A deduction can be permitted for the cost of upkeep, replacement
and repair of protective clothing or uniforms, see
EIM32465, where the duties require it to
be worn and the employee must bear the cost. If the expense is
partly met by the employer, for example by an untaxed allowance in
lieu of uniform, only the net cost to the employee is deductible.
No deduction can be permitted for the cost of upkeep, replacement and repair of ordinary clothing. In the case of Ward v Dunn (52TC517) a surveyor was not permitted a deduction for the cost of wear and tear and cleaning his clothing, even though the nature of his job put him to abnormally large expense in this respect.

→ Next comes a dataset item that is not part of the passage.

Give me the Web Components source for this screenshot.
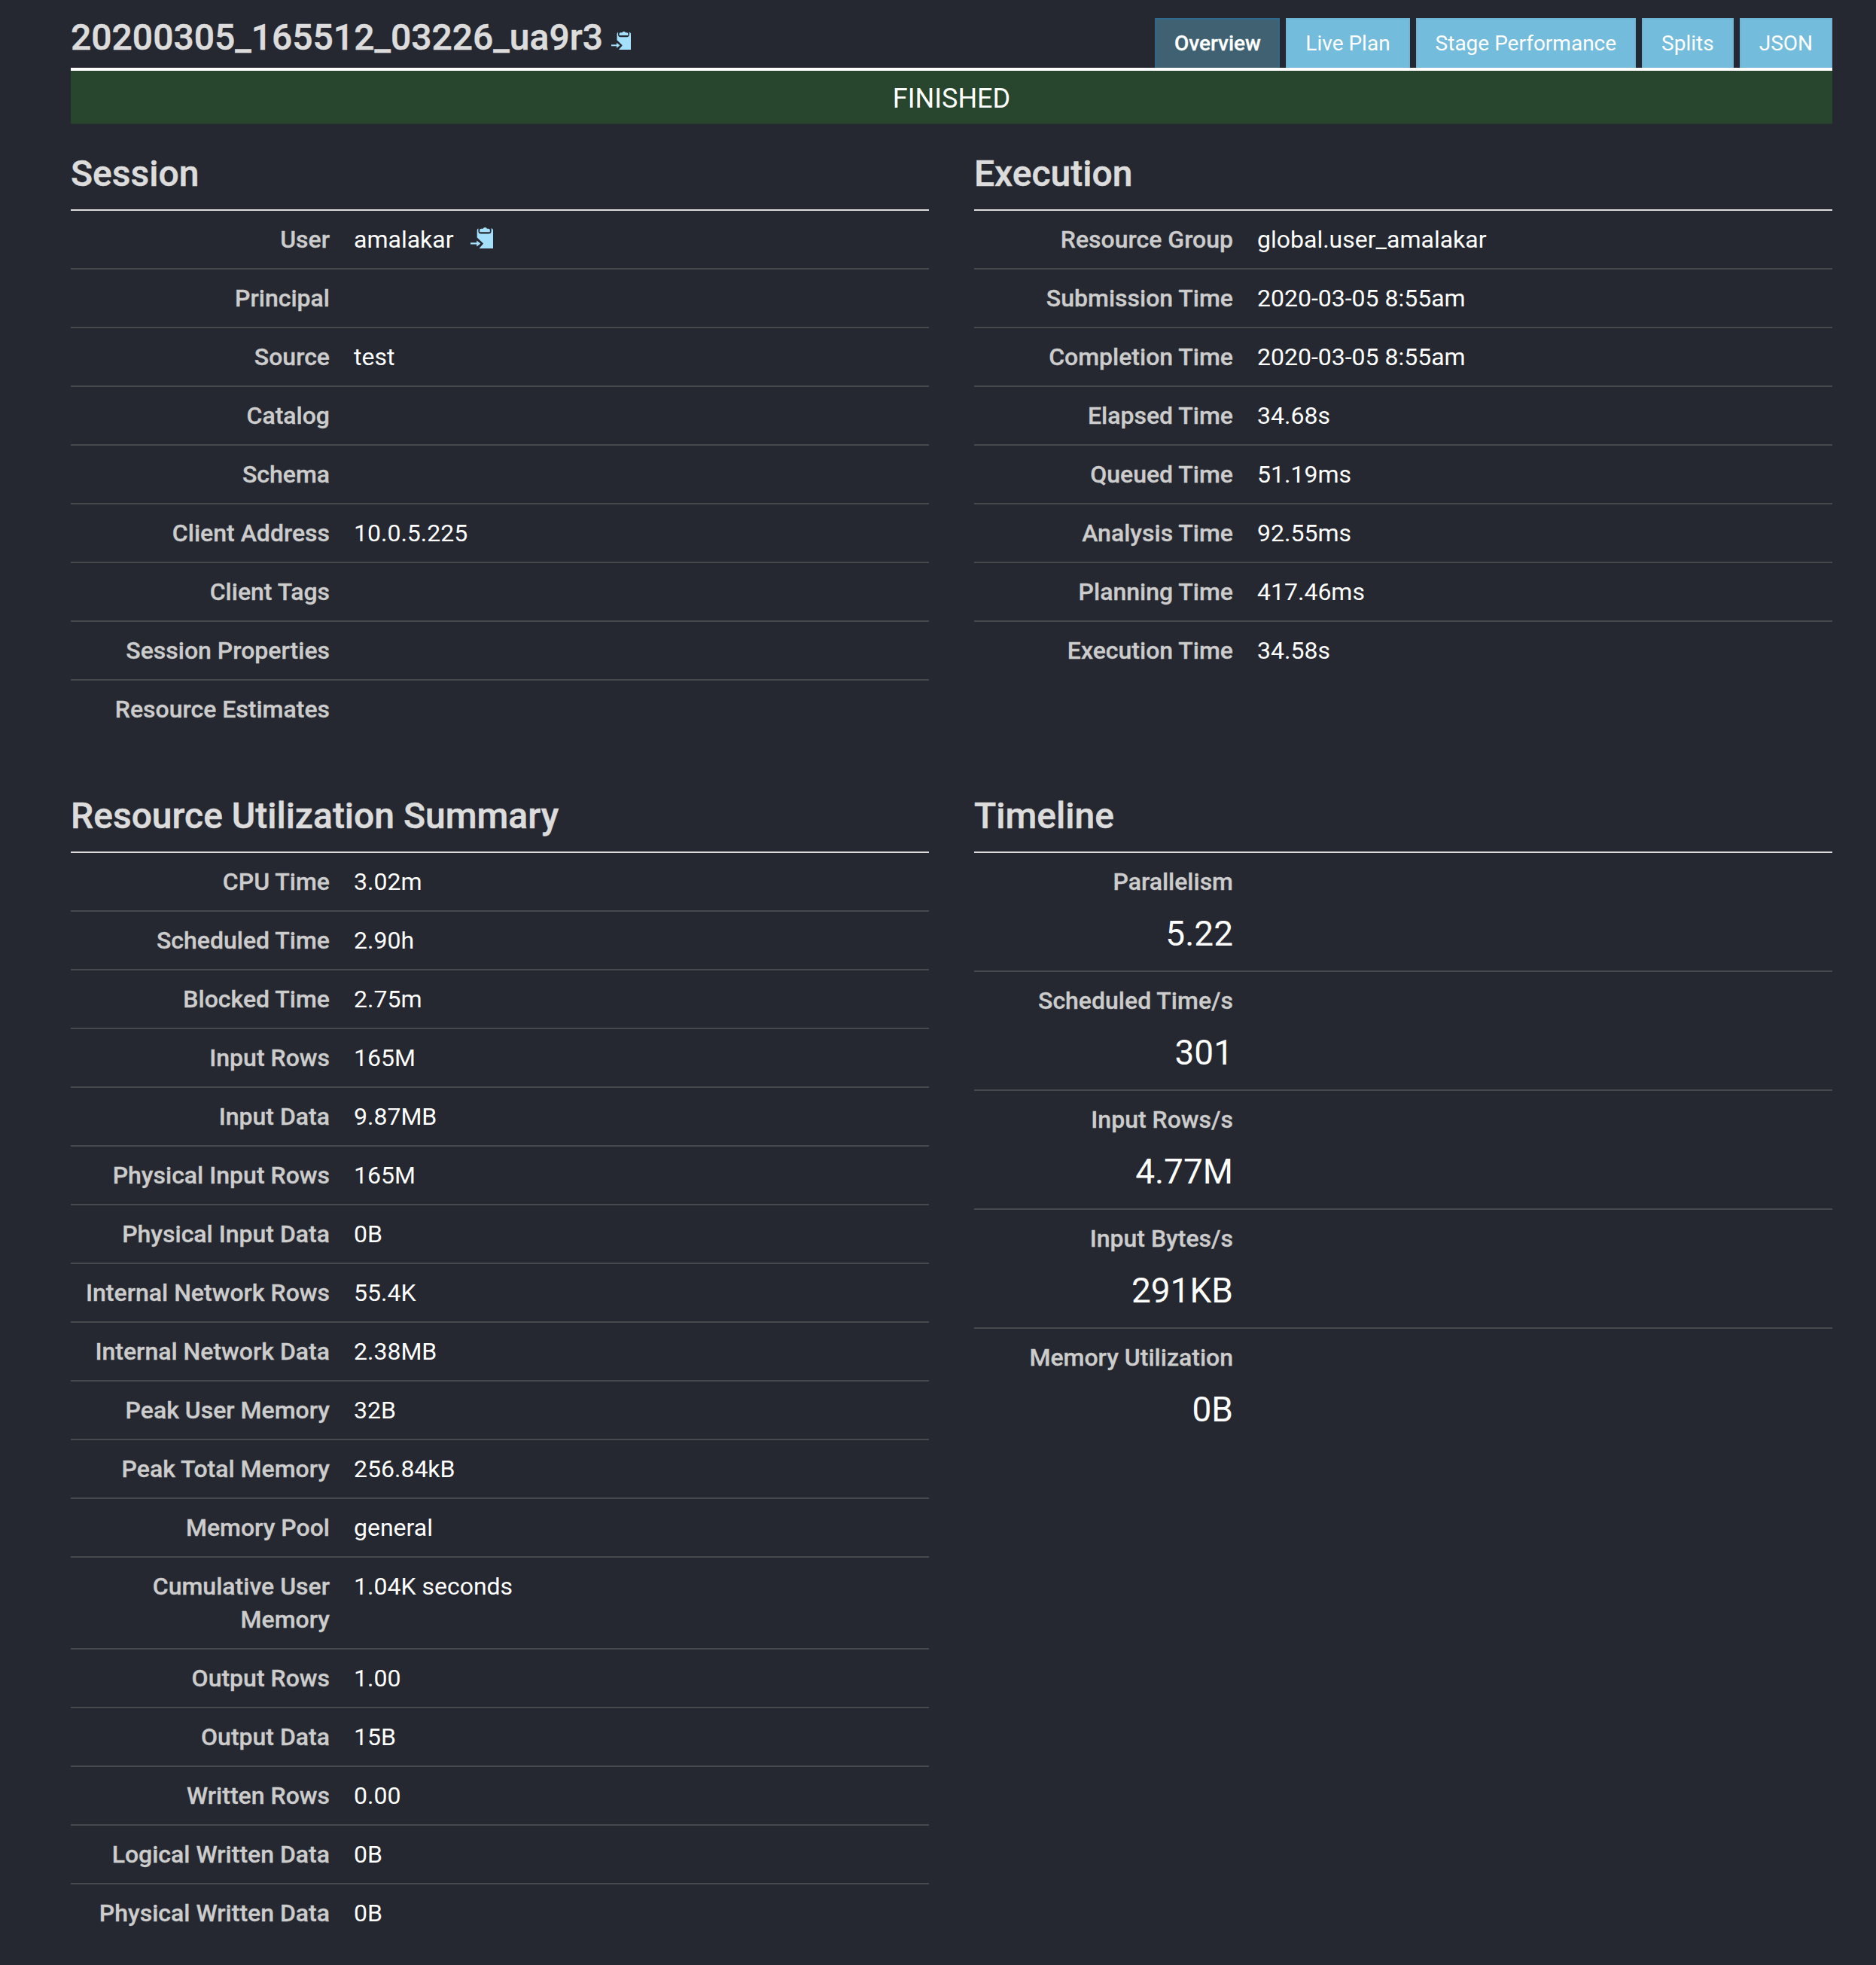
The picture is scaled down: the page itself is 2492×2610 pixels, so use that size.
<!DOCTYPE html>
<html>
<head>
<meta charset="utf-8">
<title>Query overview</title>
<style>
html,body{ margin:0; padding:0; background:#252830; }
body{ font-family:Roboto,"Liberation Sans",sans-serif; color:#fff; }
.grid{
  display:grid;
  grid-template-columns:1140px 1140px;
  column-gap:60px;
}
query-page{ display:block; }
</style>
</head>
<body>
<query-page>
  <query-header slot="header" name="20200305_165512_03226_ua9r3">
    <nav-tab active>Overview</nav-tab>
    <nav-tab>Live Plan</nav-tab>
    <nav-tab>Stage Performance</nav-tab>
    <nav-tab>Splits</nav-tab>
    <nav-tab>JSON</nav-tab>
  </query-header>
  <status-bar>FINISHED</status-bar>
  <div class="grid">
    <info-section heading="Session">
      <info-row label="User">amalakar <copy-icon class="user"></copy-icon></info-row>
      <info-row label="Principal"></info-row>
      <info-row label="Source">test</info-row>
      <info-row label="Catalog"></info-row>
      <info-row label="Schema"></info-row>
      <info-row label="Client Address">10.0.5.225</info-row>
      <info-row label="Client Tags"></info-row>
      <info-row label="Session Properties"></info-row>
      <info-row label="Resource Estimates"></info-row>
    </info-section>
    <info-section heading="Execution">
      <info-row label="Resource Group">global.user_amalakar</info-row>
      <info-row label="Submission Time">2020-03-05 8:55am</info-row>
      <info-row label="Completion Time">2020-03-05 8:55am</info-row>
      <info-row label="Elapsed Time">34.68s</info-row>
      <info-row label="Queued Time">51.19ms</info-row>
      <info-row label="Analysis Time">92.55ms</info-row>
      <info-row label="Planning Time">417.46ms</info-row>
      <info-row label="Execution Time">34.58s</info-row>
    </info-section>
    <info-section heading="Resource Utilization Summary">
      <info-row label="CPU Time">3.02m</info-row>
      <info-row label="Scheduled Time">2.90h</info-row>
      <info-row label="Blocked Time">2.75m</info-row>
      <info-row label="Input Rows">165M</info-row>
      <info-row label="Input Data">9.87MB</info-row>
      <info-row label="Physical Input Rows">165M</info-row>
      <info-row label="Physical Input Data">0B</info-row>
      <info-row label="Internal Network Rows">55.4K</info-row>
      <info-row label="Internal Network Data">2.38MB</info-row>
      <info-row label="Peak User Memory">32B</info-row>
      <info-row label="Peak Total Memory">256.84kB</info-row>
      <info-row label="Memory Pool">general</info-row>
      <info-row label="Cumulative User Memory">1.04K seconds</info-row>
      <info-row label="Output Rows">1.00</info-row>
      <info-row label="Output Data">15B</info-row>
      <info-row label="Written Rows">0.00</info-row>
      <info-row label="Logical Written Data">0B</info-row>
      <info-row label="Physical Written Data">0B</info-row>
    </info-section>
    <info-section heading="Timeline">
      <timeline-row label="Parallelism">5.22</timeline-row>
      <timeline-row label="Scheduled Time/s">301</timeline-row>
      <timeline-row label="Input Rows/s">4.77M</timeline-row>
      <timeline-row label="Input Bytes/s">291KB</timeline-row>
      <timeline-row label="Memory Utilization">0B</timeline-row>
    </info-section>
  </div>
</query-page>

<script>
window.customElements.define('query-page', class extends HTMLElement {
  constructor(){ super(); this.attachShadow({mode:'open'});
    this.shadowRoot.innerHTML = `
    <style>
    :host{ display:block; box-sizing:border-box; width:2492px; padding:24px 58px 29px 94px; }
    </style>
    <slot name="header"></slot>
    <slot></slot>`;
  }
});

window.customElements.define('copy-icon', class extends HTMLElement {
  constructor(){ super(); this.attachShadow({mode:'open'});
    this.shadowRoot.innerHTML = `
    <style>
    :host{ display:inline-block; width:var(--icon-size,30px); height:var(--icon-size,30px); vertical-align:var(--icon-align,-1px); margin-left:var(--icon-gap,15px); }
    svg{ display:block; width:100%; height:100%; }
    </style>
    <svg viewBox="0 0 30 30">
      <path fill="#a4dffb" d="M8.7 6.3a3 3 0 0 1 3-3H27a3 3 0 0 1 3 3V30H11.5l5.6-6.6-8.4-8z"/>
      <rect x="10.4" y="1" width="17.2" height="9.6" rx="3.6" fill="#252830"/>
      <path fill="#a4dffb" d="M12.2 8.2V5.6a1.8 1.8 0 0 1 1.8-1.8h2.6a2.9 2.9 0 0 1 5.4 0h2a1.8 1.8 0 0 1 1.8 1.8v2.6z"/>
      <path fill="#a4dffb" d="M0 22.2h8.2v-2.8l5.2 4-5.2 4v-2.9H0z"/>
    </svg>`;
  }
});

window.customElements.define('nav-tab', class extends HTMLElement {
  constructor(){ super(); this.attachShadow({mode:'open'});
    this.shadowRoot.innerHTML = `
    <style>
    :host{
      display:flex; align-items:center; box-sizing:border-box;
      height:66px; padding:0 24px;
      background:#74bcdb; border:2px solid #6fb6d6; border-bottom:0;
      font-size:28px; color:#fff; line-height:1;
    }
    :host([active]){ padding:0 23.5px; background:#3f6172; border-color:#2f6a8c; font-weight:500; -webkit-text-stroke:.3px #fff; }
    </style>
    <slot></slot>`;
  }
});

window.customElements.define('query-header', class extends HTMLElement {
  static get observedAttributes(){ return ['name']; }
  get name(){ return this.getAttribute("name"); }
  constructor(){ super(); this.attachShadow({mode:'open'});
    this.shadowRoot.innerHTML = `
    <style>
    :host{ display:flex; justify-content:space-between; align-items:flex-start; height:66px; border-bottom:4px solid #fff; }
    h1{ margin:0; padding-top:1px; font-size:48px; line-height:50px; font-weight:500; color:#dcdcdc; -webkit-text-stroke:.5px #dcdcdc; white-space:nowrap; --icon-size:26px; --icon-gap:11px; --icon-align:0; }
    .tabs{ display:flex; gap:8px; }
    </style>
    <h1><span id="name"></span><copy-icon></copy-icon></h1>
    <div class="tabs"><slot></slot></div>`;
  }
  connectedCallback(){ this.shadowRoot.getElementById("name").textContent = this.name; }
});

window.customElements.define('status-bar', class extends HTMLElement {
  constructor(){ super(); this.attachShadow({mode:'open'});
    this.shadowRoot.innerHTML = `
    <style>
    :host{
      display:flex; align-items:center; justify-content:center; box-sizing:border-box;
      height:71px; padding-top:5px; background:#28452d; border-bottom:2px solid #263f2c;
      font-size:36px; color:#fff;
    }
    </style>
    <slot></slot>`;
  }
});

window.customElements.define('info-section', class extends HTMLElement {
  static get observedAttributes(){ return ['heading']; }
  get heading(){ return this.getAttribute("heading"); }
  constructor(){ super(); this.attachShadow({mode:'open'});
    this.shadowRoot.innerHTML = `
    <style>
    :host{ display:block; margin-bottom:38px; }
    h3{
      margin:0; box-sizing:border-box; height:115px;
      display:flex; align-items:flex-end;
      padding-bottom:19px; border-bottom:2px solid #dcdcdc;
      font-size:48px; line-height:56px; font-weight:500; color:#dcdcdc; -webkit-text-stroke:.5px #dcdcdc;
    }
    ::slotted(:last-child){ border-bottom:0; }
    </style>
    <h3 id="heading"></h3>
    <slot></slot>`;
  }
  connectedCallback(){ this.shadowRoot.getElementById("heading").textContent = this.heading; }
});

window.customElements.define('info-row', class extends HTMLElement {
  static get observedAttributes(){ return ['label']; }
  get label(){ return this.getAttribute("label"); }
  constructor(){ super(); this.attachShadow({mode:'open'});
    this.shadowRoot.innerHTML = `
    <style>
    :host{
      display:grid; grid-template-columns:360px 1fr; box-sizing:border-box;
      border-bottom:2px solid #48494d;
      font-size:32px; line-height:44px;
    }
    .label{ padding:16px 16px 16px 0; text-align:right; font-weight:500; color:#cccccc; -webkit-text-stroke:.3px #cccccc; }
    .value{ padding:16px; color:#fff; }
    </style>
    <div class="label" id="label"></div>
    <div class="value"><slot></slot></div>`;
  }
  connectedCallback(){ this.shadowRoot.getElementById("label").textContent = this.label; }
});

window.customElements.define('timeline-row', class extends HTMLElement {
  static get observedAttributes(){ return ['label']; }
  get label(){ return this.getAttribute("label"); }
  constructor(){ super(); this.attachShadow({mode:'open'});
    this.shadowRoot.innerHTML = `
    <style>
    :host{
      display:block; box-sizing:border-box; height:158px;
      border-bottom:2px solid #48494d;
    }
    .cell{ width:344px; padding-top:16px; text-align:right; }
    .label{ font-size:32px; line-height:44px; font-weight:500; color:#cccccc; -webkit-text-stroke:.3px #cccccc; }
    .value{ margin-top:15px; font-size:46px; line-height:64px; color:#fff; }
    </style>
    <div class="cell">
      <div class="label" id="label"></div>
      <div class="value"><slot></slot></div>
    </div>`;
  }
  connectedCallback(){ this.shadowRoot.getElementById("label").textContent = this.label; }
});
</script>
</body>
</html>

The costs were not incurred wholly and exclusively in the performance of his duties, see EIM31660.
Where the cost of upkeep of clothing is deductible you should allow a reasonable deduction for any necessary cost of cleaning that the employee actually incurs. This should not include notional amounts, for example an estimate of the employee's labour costs in carrying out the work at home. If the cleaning is carried out as part of the ordinary domestic wash the extra cost of cleaning work clothing should be small. EIM32485 suggests amounts that may be accepted as reasonable.
If the employer provides protective clothing but does not provide facilities for its cleaning a similar deduction may be made.
Flat rate expenses for cleaning costs have been negotiated for operatives in particular industries, see EIM32700. Flat rate expenses have been negotiated separately for nurses and other health care workers, see EIM67210 and EIM66790. Where there is a national agreement for a particular industry, a deduction can be allowed in the amounts outlined at EIM32712. The amounts suggested at EIM32485 are acceptable where there is not a national agreement in place.
This guidance is illustrated by example EIM32481 and example EIM32482.